Kurang lebih di mulai dari pukul satu dini hari hingga azan shubu berkumandang. Kebetulan saya di percayakan untuk menjadi pembicara dalam diskusi saat itu. Berbagai argument di lontarkan dalam forum itu. Masing-masing memiliki kacamata yang sendiri dalam melihat keadilan. Bagiku, inilah yang menjadi keniscayaan di dunia. Perbedaan selalu ada, bahwa tidak ada kesepahaman tentang kacamata apa yang tepat untuk melihat keadilan.

Diskusi akhirnya sampai pada bagaiamana kacamata kapitalisme dalam melihat keadilan. Dalam konteks ke Indonesiaan kita, kapitalisme begitu bercokol pada salah satu orde kekuasaan, yakni orde baru. Segala musuh kapitalisme di era ini begitu di singkirkan, misalnya saja paham sosialis-komunisme yang saat itu diterapkan oleh negara China. Sehingga segala hal yang mengarah ke ideologi ini akan mendapat perlakuan yang diskriminasi dari rezim orde baru.

Kebetulan perantau (diaspora) China cukup banyak di Indonesia. Tak ayal, hampir semuanya menjadi korban kekejaman orde baru. Mereka distigmakan sebagai orang yang berbahaya bagi ke langgengan rezim. Negara asal mereka, China sebagai penganut setia ideologi komunis yang secara tegas sangat anti kapitalisme, milik orde baru. Maka di kondisikanlah agar mereka mendapat perlakukan diskriminatif di masyarakat. Bukan hanya oleh penguasa tapi juga masyarakat sipil di Indonesia pun melakukan hal demikian. Dan ternyata efek kebijakan yang diskriminatif itu di rasakan hingga sekarang, meskipun zaman bukan lagi orde baru.

Hal itu terlihat pada forum kami malam itu. Sebelum peserta diskusi mengajukan pertanyaannya, terlebih dahulu saya menganjurkannya untuk menyebut nama dan asal daerah (suku). Maka bertanyalah seorang peserta yang masih keturunan/berasalah dari etnis tionghoa. Setelah dia mengucapkan asal etnisnya, beberapa peserta diskusi lain mengeluarkan ekspresi suara yang menyindir. Segera saya ambil alih forum untuk menetralisir agar tidak terjadi hal yang tidak di inginkan.

Berceritalah saat itu tentang sekelumit kisah diksriminasi orde baru. Selain hampir semua masyarakat etnis tionghoa dan budayanya, juga terhadap buku-buku atau sejarah yang berkaitan dengan mereka. Banyak sejarah yang menceritakan tentang kisah perjuangan seorang maupun kelompok tionghoa di Indonesia. Namun orde baru sengaja menghapusnya dari sejarah. Sebenarnya diskriminasi bukan hanya pada etnis tionghoa, melainkan juga pada beberapa kelompok ‘islam politik’.
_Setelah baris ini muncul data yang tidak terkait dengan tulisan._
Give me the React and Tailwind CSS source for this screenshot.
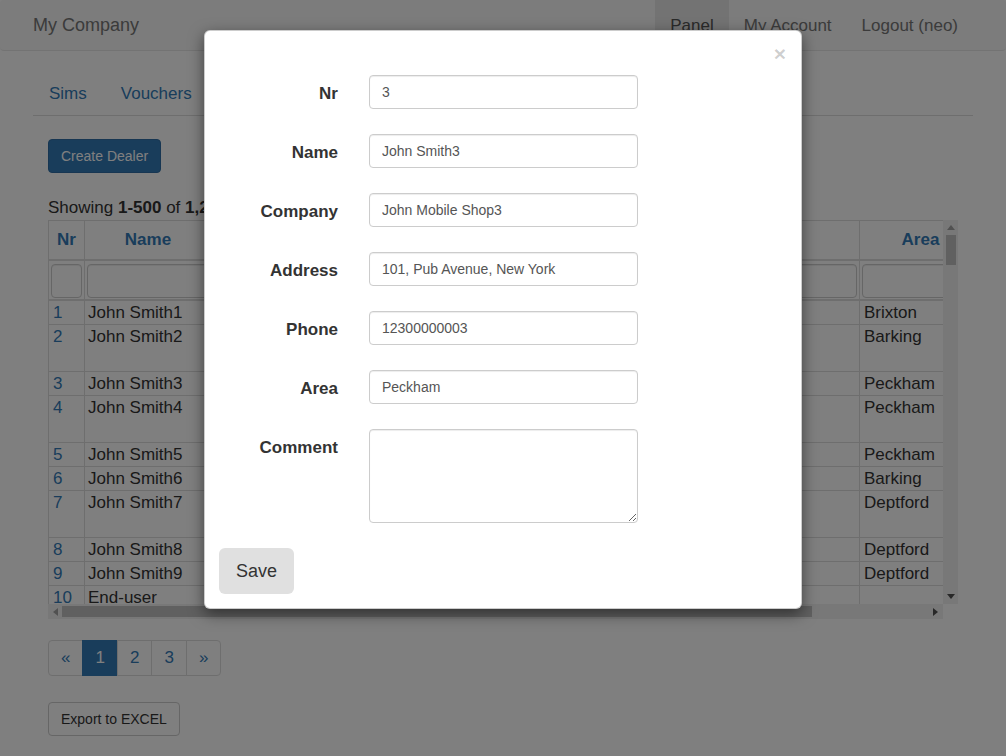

Sungguh pengaruh orde baru itu sangat terasa. Peserta diskusi baru menyadarinya, betapa banyak  ketidak adilan di era orde baru di Indonesia. Akhirnya kami menyepakati bahwa kacamata (ideologi) orde baru yang kapitalisme harus di singkirkan. Hal positif di ambil dan negaratif harus dilawan.

Malam semakin larut. Jangkrik semakin  mendesis. Ayam berkokok bersahutan. Anjing terus menggonggong. Inilah nyanyian alam malam itu. Sungguh indah, apalagi di isi dengan kegiatan intelelektual seperti ini. Karena ilmu (hikmah) adalalah harta yang hilang dan jika kau mendapatkannya, Maka ambillah. Demikian kurang lebih kata nabi.

Sebelum akhirnya forum di tutup karena sebentar lagi azan akan segera berkumandang. Sesuai dengan janji, saya akan memperkenalkan satu kacamata yang ideal untuk melihat keadilan. Tapi terlebih dahulu saya cukupkan pembahasan tentang kelemahan-kelemahan kacamata yang digunakan oleh kebanyakan orang termasuk para wakil rakyat kita hari ini. Maka saya tawarkan islam sebagaia agama rahmatan lil alamin sebagai kacamata yang tepat. Apalagi islam tidak pernah mengenal diskriminasi sesama manusia. Perbedaan manusia hanya terletak pada kemanusiaannya. Meskipun banyak perdebatan perihal tafsiran islam versi mana yang benar, namun saat ini pancasila bagiku adalah nilai islam yang di ‘indonesiakan’.